Head of probe says blast killed officials on Polish jet in 2010
PR dla Zagranicy
The head of a commission reinvestigating the fatal crash of a Polish presidential plane in 2010 has said that a probe has shown the top officials on board died as a result of an explosion.
Senior conservative politician Antoni Macierewicz was speaking as Poland on Wednesday marked the ninth anniversary of the plane crash in Russia—a disaster that is still a source of controversy and recriminations.
Macierewicz’s comments came a day after he said his commission had notified prosecutors that it suspected a team that probed the crash when Poland’s previous government was in power had falsified the truth, public broadcaster Polish Radio’s IAR news agency reported.
Macierewicz’s commission said it had analysed 2013 tests by a police forensic laboratory that revealed traces of explosives in 107 out of 215 samples taken from the crashed Polish plane.

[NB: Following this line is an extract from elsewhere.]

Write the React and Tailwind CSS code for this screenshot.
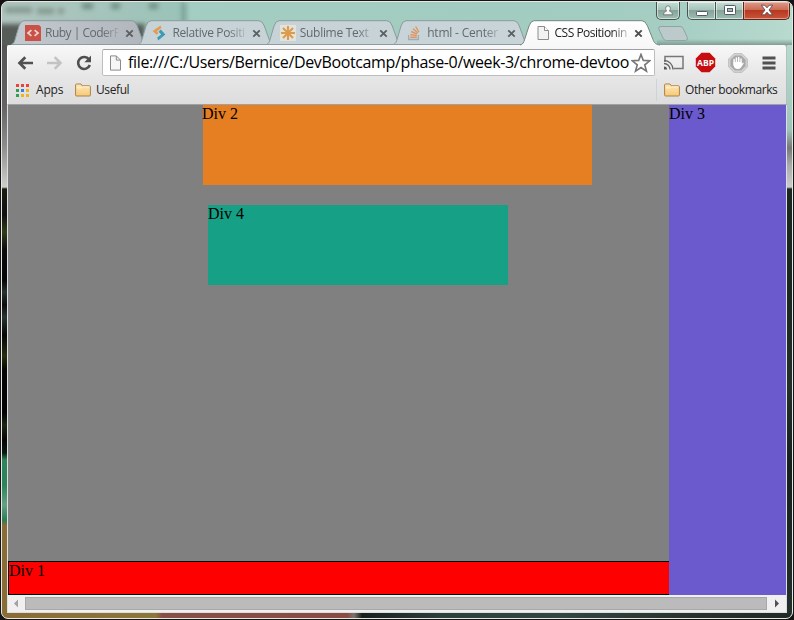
import React from "react";

const UI = "font-['Open_Sans','Noto_Sans',sans-serif]";

function CodeIcon() {
  return (
    <svg width="16" height="16" viewBox="0 0 16 16" className="shrink-0">
      <path d="M0 0H14L16 2V16H0Z" fill="#cb5146" />
      <path d="M6.4 5.2L3 8L6.4 10.8M9.6 5.2L13 8L9.6 10.8" fill="none" stroke="#e8d5d5" strokeWidth="1.7" />
    </svg>
  );
}
function PenIcon() {
  return (
    <svg width="16" height="16" viewBox="0 0 16 16" className="shrink-0">
      <path d="M8.6 .4L.6 6L4.6 9.8L6.4 8L5 6.2L9.4 3Z" fill="#e69a4e" />
      <path d="M8.8 4.6L13.4 9.4L6.2 15.4L5.2 12.6L9.2 9.6L6.6 6.8Z" fill="#3d9ab2" />
    </svg>
  );
}
function AsteriskIcon() {
  return (
    <svg width="16" height="16" viewBox="0 0 16 16" className="shrink-0">
      <rect width="16" height="16" fill="#e4e3d9" />
      <path d="M8 1V15M1 8H15M3 3L13 13M13 3L3 13" stroke="#dc9b4d" strokeWidth="2.1" />
    </svg>
  );
}
function StackIcon() {
  return (
    <svg width="16" height="16" viewBox="0 0 16 16" fill="none" className="shrink-0">
      <path d="M1.6 10V14.5H11.4V10" stroke="#a5aaad" strokeWidth="1.3" />
      <path d="M3.2 12.3H9.8M3.4 9.5L9.8 10.6M4.2 6.5L10 9.2M6 3.7L10.9 8.1M8.6 1.5L11.9 7" stroke="#df9561" strokeWidth="1.4" />
    </svg>
  );
}
function PageIcon() {
  return (
    <svg width="16" height="16" viewBox="0 0 16 16" className="shrink-0">
      <path d="M3 1.5H9.5L13.5 5.5V14.5H3Z" fill="#f3f3f3" stroke="#8c8c8c" />
      <path d="M9.5 1.5V5.5H13.5" fill="#fff" stroke="#8c8c8c" />
    </svg>
  );
}
function FolderIcon() {
  return (
    <svg width="16" height="14" viewBox="0 0 16 14">
      <defs>
        <linearGradient id="folder" x1="0" y1="0" x2="0" y2="1">
          <stop offset="0" stopColor="#ffe8b8" />
          <stop offset="1" stopColor="#f5ca78" />
        </linearGradient>
      </defs>
      <path d="M.6 12V2Q.6 1 1.6 1H6L7.2 2.8H14.4Q15.4 2.8 15.4 3.8V12Q15.4 13 14.4 13H1.6Q.6 13 .6 12Z" fill="url(#folder)" stroke="#ad8148" />
      <path d="M1.6 4.8H6.5L7.8 3.9H14.4" fill="none" stroke="#fff4d8" />
    </svg>
  );
}
function Cross({ active }) {
  return (
    <svg width="9" height="9" viewBox="0 0 9 9" className="shrink-0">
      <path d="M1.3 1.3L7.7 7.7M7.7 1.3L1.3 7.7" stroke={active ? "#4d4d4d" : "#5b6062"} strokeWidth="1.9" />
    </svg>
  );
}

const tabs = [
  { title: "Ruby | CoderF", Icon: CodeIcon, fill: "url(#tabGrey)", tracking: "tracking-[-0.5px]" },
  { title: "Relative Positi", Icon: PenIcon, fill: "#c7d3d7", tracking: "tracking-[-0.34px]" },
  { title: "Sublime Text", Icon: AsteriskIcon, fill: "#c7d3d7", tracking: "tracking-[-0.3px]" },
  { title: "html - Center", Icon: StackIcon, fill: "#c8d4d8", tracking: "tracking-[-0.2px]" },
  { title: "CSS Positionin", Icon: PageIcon, fill: "url(#tabActive)", tracking: "tracking-[-0.5px]", active: true },
];

function Tab({ title, Icon, fill, tracking, active }) {
  const side = "M-1 25C2 24.5 2.8 22 3.6 19.5L8 6Q9.8.7 13 .7H121Q124.5.7 126.5 6L132 19.5C133 22.5 134.5 24.5 139 25";
  const idle = "M.5 24.5C3 23.5 3.4 21.5 4.2 19L8 6Q9.8.7 13 .7H121Q124.5.7 126.3 6L131 19C132 22 133 24 136 24.5Z";
  return (
    <div className={"relative flex h-[25px] w-[127.4px] shrink-0 items-center pl-[14px] pt-[1px] " + (active ? "z-10" : "")}>
      <svg className="absolute left-0 top-0 overflow-visible" width="138" height="25" viewBox="0 0 138 25">
        <defs>
          <linearGradient id="tabGrey"><stop offset="0" stopColor="#c2c9cf" /><stop offset="1" stopColor="#b1b6bc" /></linearGradient>
          <linearGradient id="tabActive" x1="0" y1="0" x2="0" y2="1"><stop offset="0" stopColor="#fff" /><stop offset="1" stopColor="#f8f8f8" /></linearGradient>
        </defs>
        <path d={active ? side : idle} fill={fill} stroke={active ? "#748781" : "#8b9b9f"} />
      </svg>
      <div className="relative flex w-full items-center">
        <Icon />
        <span className={"ml-[4px] w-[73px] shrink-0 whitespace-nowrap text-[12px] leading-[18px] [mask-image:linear-gradient(to_right,#000_78%,rgba(0,0,0,0.2))] " + tracking + (active ? " text-[#222]" : " text-[#626a6e]")}>
          {title}
        </span>
        <span className="ml-[6.5px] flex"><Cross active={active} /></span>
      </div>
    </div>
  );
}

function WindowButtons() {
  const glass = "flex h-[18px] items-center justify-center border-[#46544f] bg-[linear-gradient(#c4ddd5_0%,#a7c5bb_45%,#86a399_50%,#9dbdb3_100%)] shadow-[inset_0_0_0_1px_rgba(255,255,255,0.55)]";
  return (
    <div className="flex h-[18px] justify-end pr-[2px]">
      <div className={glass + " mr-[7px] w-[24px] rounded-b-[5px] border border-t-0"}>
        <svg width="12" height="12" viewBox="0 0 12 12">
          <path d="M3.6 3.4Q3.6 .8 6 .8Q8.4 .8 8.4 3.4Q8.4 4.8 7.6 5.5V6.2Q10.6 6.6 10.6 9.8H1.4Q1.4 6.6 4.4 6.2V5.5Q3.6 4.8 3.6 3.4Z" fill="#f7f7f7" stroke="#616c68" strokeWidth=".8" />
        </svg>
      </div>
      <div className={glass + " w-[29px] rounded-bl-[5px] border border-t-0"}>
        <svg width="14" height="12" viewBox="0 0 14 12"><rect x="1.5" y="6.5" width="11" height="4" rx=".8" fill="#fff" stroke="#525c65" /></svg>
      </div>
      <div className={glass + " w-[27px] border-b"}>
        <svg width="14" height="12" viewBox="0 0 14 12">
          <rect x="1.5" y=".5" width="11" height="9" rx=".8" fill="#fff" stroke="#525c65" />
          <rect x="4.5" y="3.5" width="5" height="3" fill="#a4bdb6" stroke="#525c65" />
        </svg>
      </div>
      <div className="flex h-[18px] w-[47px] items-center justify-center rounded-br-[5px] border border-t-0 border-[#5b2620] bg-[linear-gradient(#dc9c8c_0%,#cd6c55_45%,#b83820_50%,#c9543a_100%)] pb-px shadow-[inset_0_0_0_1px_rgba(255,220,205,0.5)]">
        <svg width="14" height="12" viewBox="0 0 14 12">
          <path d="M1.3 1.2H4.7L7 3.8L9.3 1.2H12.7L9 6L12.7 10.8H9.3L7 8.2L4.7 10.8H1.3L5 6Z" fill="#fff" stroke="#5a4a50" strokeWidth=".9" />
        </svg>
      </div>
    </div>
  );
}

function Toolbar() {
  return (
    <div className="flex h-[32px] items-center pt-[3px]">
      <svg className="ml-[9px] mr-px shrink-0" width="84" height="20" viewBox="0 0 84 20" fill="none">
        <path d="M16 10H2.5M8.3 4.2L2.5 10L8.3 15.8" stroke="#505050" strokeWidth="2.7" />
        <path d="M30 10H43.5M37.7 4.2L43.5 10L37.7 15.8" stroke="#c3c3c3" strokeWidth="2.5" />
        <path d="M72 6.4A6 6 0 1 0 72.8 12" stroke="#505050" strokeWidth="2.6" />
        <path d="M74 2.6V9.3H67.3Z" fill="#505050" />
      </svg>
      <div className="flex h-[27px] w-[553px] shrink-0 items-center rounded-[2px] border border-[#bdbdbd] border-t-[#a0a0a0] bg-white pl-[4px]">
        <svg width="16" height="16" viewBox="0 0 16 16" className="shrink-0">
          <path d="M3.5 .9H9.3L13.5 5.1V15.1H3.5Z" fill="#f7f7f7" stroke="#8a8a8a" />
          <path d="M9.3 1V5.1H13.4" fill="none" stroke="#8a8a8a" />
        </svg>
        <span className="mb-[2px] ml-[5px] w-[503px] shrink-0 whitespace-nowrap text-[16px] leading-[22px] tracking-[-0.36px] text-black">
          file:///C:/Users/Bernice/DevBootcamp/phase-0/week-3/chrome-devtoo
        </span>
        <svg width="20" height="20" viewBox="0 0 18 18" className="shrink-0">
          <path d="M9 1.3L11.1 6.7L16.9 7L12.4 10.7L13.9 16.3L9 13.1L4.1 16.3L5.6 10.7L1.1 7L6.9 6.7Z" fill="#fff" stroke="#777" strokeWidth="1.5" />
        </svg>
      </div>
      <svg className="ml-[9px] shrink-0" width="21" height="16" viewBox="0 0 21 16" fill="none">
        <path d="M1 7V1.5H19V13.5H9.5" stroke="#777" strokeWidth="1.5" />
        <path d="M0 5.5A9 9 0 0 1 9 14.5M0 8.5A6 6 0 0 1 6 14.5" stroke="#666" strokeWidth="1.3" />
        <path d="M0 11.5A3 3 0 0 1 3 14.5H0Z" fill="#555" />
      </svg>
      <svg className="ml-[10px] shrink-0" width="21" height="21" viewBox="0 0 21 21">
        <path d="M6.5 .8H14.5L20.2 6.5V14.5L14.5 20.2H6.5L.8 14.5V6.5Z" fill="#c80d10" />
        <text x="10.5" y="13.6" textAnchor="middle" fontSize="9" fontWeight="700" fill="#fff" textLength="17" lengthAdjust="spacingAndGlyphs">ABP</text>
      </svg>
      <svg className="ml-[11.5px] shrink-0" width="20" height="20" viewBox="0 0 20 20">
        <path d="M6 .7H14L19.3 6V14L14 19.3H6L.7 14V6Z" fill="#d5d5d5" stroke="#bbb" />
        <path d="M6.7 2.4H13.3L17.6 6.7V13.3L13.3 17.6H6.7L2.4 13.3V6.7Z" fill="#a9a9a9" />
        <path d="M6.1 6.4V12M8.4 5V10M10.7 4.5V10M13 6V12" stroke="#fff" strokeWidth="1.5" strokeLinecap="round" />
        <path d="M5.4 9H13.7V11L15 9.5L15.8 10.3L13 14.5Q12 16 9.7 16Q6.5 16 5.7 13Z" fill="#fff" />
      </svg>
      <svg className="ml-[14.5px] shrink-0" width="14" height="14" viewBox="0 0 14 14">
        <path d="M.5 2H13.5M.5 7H13.5M.5 12H13.5" stroke="#515151" strokeWidth="2.8" />
      </svg>
    </div>
  );
}

const appColors = ["bg-[#e94435]", "bg-[#e94435]", "bg-[#e94435]", "bg-[#2d9f57]", "bg-[#347fe0]", "bg-[#f2b21c]", "bg-[#2d9f57]", "bg-[#f2b21c]", "bg-[#f2b21c]"];

function Bookmarks() {
  return (
    <div className="flex h-[26px] items-center text-[12px] leading-[18px] text-[#222]">
      <div className="ml-[8px] grid grid-cols-[3px_3px_3px] grid-rows-[3px_3px_3px] gap-[2px]">
        {appColors.map((c, i) => <span key={i} className={c} />)}
      </div>
      <span className="ml-[7px] w-[27px] whitespace-nowrap tracking-[-0.2px]">Apps</span>
      <span className="ml-[12px]"><FolderIcon /></span>
      <span className="ml-[5px] tracking-[-0.4px]">Useful</span>
      <div className="ml-auto flex h-[22px] items-center border-l border-[#cbd3dd] pl-[7px]">
        <FolderIcon />
        <span className="ml-[5px] w-[101px] whitespace-nowrap tracking-[-0.41px]">Other bookmarks</span>
      </div>
    </div>
  );
}

function Page() {
  return (
    <div className="flex h-[490px] bg-[#808080] font-['Liberation_Serif',serif] text-[16px] leading-[18px] text-black">
      <div className="flex w-[661px] flex-col">
        <div className="ml-[195px] h-[80px] w-[389px] bg-[#e67e22]"><span className="-ml-px">Div 2</span></div>
        <div className="ml-[200px] mt-[20px] h-[80px] w-[300px] bg-[#16a085]">Div 4</div>
        <div className="mt-auto h-[34px] border border-r-0 border-black bg-[#ff0000]">Div 1</div>
      </div>
      <div className="w-[117px] bg-[#6a5acd]">Div 3</div>
    </div>
  );
}

function Scrollbar() {
  return (
    <div className="flex h-[17px] items-center bg-[#f0f0f0]">
      <svg width="17" height="17" viewBox="0 0 17 17"><path d="M10 4.5V12.5L6 8.5Z" fill="#a3a3a3" /></svg>
      <div className="h-[13px] grow border border-[#a8a8a8] bg-[#bbb]" />
      <svg width="19" height="17" viewBox="0 0 19 17"><path d="M8 4.5V12.5L12 8.5Z" fill="#505050" /></svg>
    </div>
  );
}

export default function App() {
  return (
    <div className={"h-[620px] w-[794px] overflow-hidden bg-[#171313] p-px " + UI}>
      <div className="flex h-[618px] w-[792px] flex-col overflow-hidden rounded-[7px] border border-[#e4e9e6] bg-[#a4cec2]">
        <header className="relative h-[43px] shrink-0">
          <svg className="absolute left-0 top-0" width="790" height="43" viewBox="0 0 790 43">
            <defs>
              <linearGradient id="glass">
                <stop offset="0" stopColor="#a4cec2" /><stop offset=".65" stopColor="#a2ccbf" />
                <stop offset=".84" stopColor="#a5cdc2" /><stop offset="1" stopColor="#b8dacf" />
              </linearGradient>
              <linearGradient id="patch">
                <stop offset="0" stopColor="#b1c5c0" /><stop offset=".6" stopColor="#a4c4bb" /><stop offset="1" stopColor="#9ac3b7" />
              </linearGradient>
              <linearGradient id="edge" x1="0" y1="0" x2="0" y2="1">
                <stop offset="0" stopColor="#809c93" stopOpacity="0" /><stop offset="1" stopColor="#809c93" />
              </linearGradient>
              <filter id="soft" x="-50%" y="-100%" width="200%" height="300%"><feGaussianBlur stdDeviation="2.4" /></filter>
            </defs>
            <rect width="790" height="43" fill="url(#glass)" />
            <rect width="182" height="24" fill="url(#patch)" />
            <g filter="url(#soft)">
              <path d="M182 0V22" stroke="#75988e" strokeWidth="4" />
              <path d="M3 8H30M35 9H52M56 9H62" stroke="#84998f" strokeWidth="6" />
              <path d="M80 4H91M109 4H118M147 4H156" stroke="#6d8e84" strokeWidth="6" />
              <rect x="-10" y="22" width="153" height="28" fill="#565b59" />
            </g>
            <rect x="655" y="37" width="135" height="6" fill="url(#edge)" />
          </svg>
          <div className="relative flex h-full flex-col">
            <WindowButtons />
            <div className="flex h-[25px] pl-[9px]">
              {tabs.map((t) => <Tab key={t.title} {...t} />)}
              <svg className="ml-[8px] mt-[5px]" width="34" height="18" viewBox="0 0 34 18">
                <path d="M5 1.5H24Q26.5 1.5 27.5 4L31.3 12.5Q32.3 15.5 29.5 15.5H10.5Q8 15.5 7 13L2.8 4Q2 1.5 5 1.5Z" fill="#bdcacb" stroke="#8fa5a0" />
              </svg>
            </div>
          </div>
        </header>
        <div className="flex h-[568px] shrink-0">
          <div className="w-[5px] bg-[linear-gradient(#555_0px,#646262_60px,#8b8b8b_100px,#d0cfca_142px,#1a1c0d_144px,#111_170px,#303d18_187px,#0b0b0b_205px,#050505_235px,#26332f_247px,#0a0d0c_260px,#2a3533_272px,#050505_290px,#262f10_311px,#050505_325px,#030303_368px,#1c2611_380px,#050505_395px,#071b12_408px,#30845a_415px,#2c8459_440px,#64a186_460px,#2c7d52_475px,#8a6d36_481px,#8a6c35_568px)]" />
          <main className="w-[780px]">
            <div className="h-[60px] rounded-t-[3px] border-b border-l border-r border-b-[#a1a1a1] border-l-white border-r-[#b5c1bd] bg-[linear-gradient(#f8f8f8_0%,#e7e7e7_50%,#dddddd_100%)] shadow-[0_-1px_0_#7b8985]">
              <Toolbar />
              <Bookmarks />
            </div>
            <div className="border border-t-0 border-[#dcdfdf]">
              <Page />
              <Scrollbar />
            </div>
          </main>
          <div className="w-[5px] bg-[linear-gradient(#b8d9cf_0px,#a3cabe_70px,#9fc4b9_85px,#777_103px,#aaa_120px,#ccc_142px,#1b2721_144px,#1b2721_250px,#25302b_340px,#17201c_420px,#24302b_568px)]" />
        </div>
        <div className="h-[5px] shrink-0 bg-[linear-gradient(90deg,#8a6c35_0px,#8d763a_154px,#865046_160px,#8a4b42_345px,#7d746e_352px,#18201e_360px,#2d403c_440px,#334641_560px,#28312e_700px,#202b26_790px)]" />
      </div>
    </div>
  );
}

Poland’s ruling conservatives have long challenged an official report into the causes of the disaster issued by the previous Civic Platform-led government, which cited a catalogue of errors on the Polish side, while also pointing to errors made by Russian staff at the control tower of Smolensk Military Airport.
A Russian report placed all the blame on the Poles.
A new commission to probe the crash was set up by the Law and Justice (PiS) party, which came to power in Poland in 2015. The party is headed by Jarosław Kaczyński, twin brother of the late President Lech Kaczyński.
The commission, headed by Macierewicz, said in January last year that the jet’s left wing was destroyed as a result of an explosion on board.
The commission added that the explosion had “several sources” on the plane.
In April 2017, the commission said that the presidential plane was probably destroyed by a mid-air explosion and that Russian air traffic controllers deliberately misled Polish pilots about their location as they neared the runway.